没後も世界中で個展が開かれるくらいのスーパースターです。

彼の描くものが大好きなのはもちろん、彼の生き方も両方ひっくるめて惹かれます。

 

酒も煙草も美食も身なりも興味なし。ただ、絵を描き続ける人。

勝川春朗として世に出てからも、自分の力を試すため画号(ペンネーム)を30回も変えて描き続けます。

79歳のとき火事に遭い、すべての写生帳を無くしたときも、絵筆一本残っていればいい、と気にしない。

晩年は小布施に住み込み描き続けます。80代後半です。

とにかく描くことに対する執念が尋常じゃない。

無愛想で金に無頓着。食事も作らず食器も無い。

生活はメチャクチャだったみたいですが、きっと生活すら「描ければ」どうでも良かったんでしょう。

 

富嶽百景』を完成させたときのことばです。74歳。

私は6歳の頃から、ものの姿を絵に写してきた。50歳の頃からは随分たくさんの絵や本を出したが、よく考えてみると、70歳までに描いたものには、ろくな絵はない。

73歳になってどうやら、鳥やけだものや、虫や魚の本当の形とか、草木の生きている姿とかが分かってきた。だから80歳になるとずっと進歩し、90歳になったらいっそう奥まで見極めることができ、100歳になれば思い通りに描けるだろうし、110歳になったらどんなものも生きているように描けるようになろう。

どうぞ長生きされて、この私の言葉が嘘でないことを確かめて頂きたいものである。

 

『天があと10年の間、命長らえることを私に許されたなら』と言い、しばらくしてさらに、『天があと5年の間、命保つことを私に許されたなら、必ずやまさに本物といえる画工になり得たであろう』

 

彼には描くこと以外どうでもよくて、描き終わったらゆっくりしたい、とか無いんだよ。

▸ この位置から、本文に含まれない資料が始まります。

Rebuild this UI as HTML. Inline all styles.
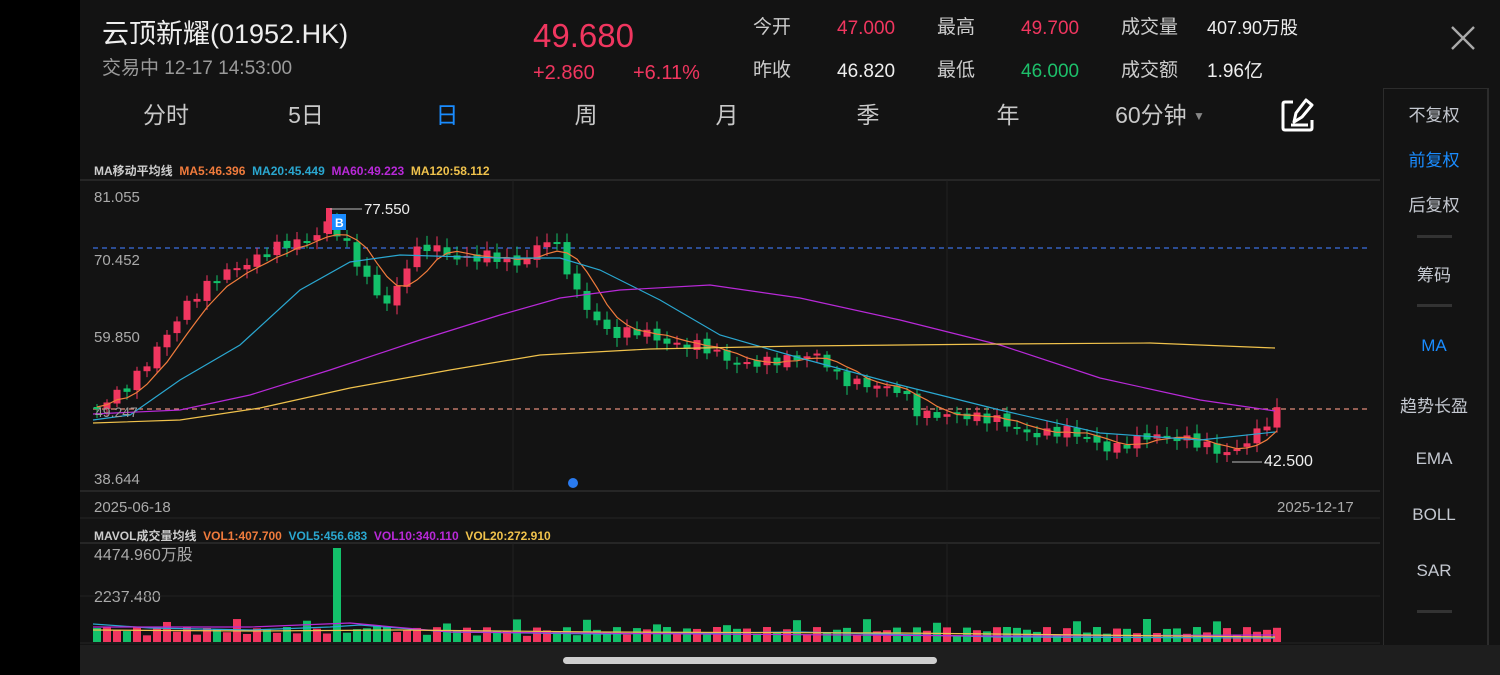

世間であれだけ評価されてても自分の中で完成できずに今世が終わってしまった。描きたくて学びたくてしょうがない、そういうものが毎日に有るか無いかで、人生はだいぶ違う気がします。

画狂老人卍、という画号のとおり 描くことへ幸せに狂ってる老人です。

描くことが生きることであり、全身全霊を込め描く絵だからこそ、場所や時代を超えて人を感動させます。

 

池袋大勝軒の店主が無くなったときも同じことを思った記憶があります(ラーメンね)。一生働けるって幸せなことなんじゃないかい?

私たちが老人になることは、年金支給もきっと無いでしょう。

それ以上に、情熱をかたむけられるものというのは人生のエンジンになり得るのです。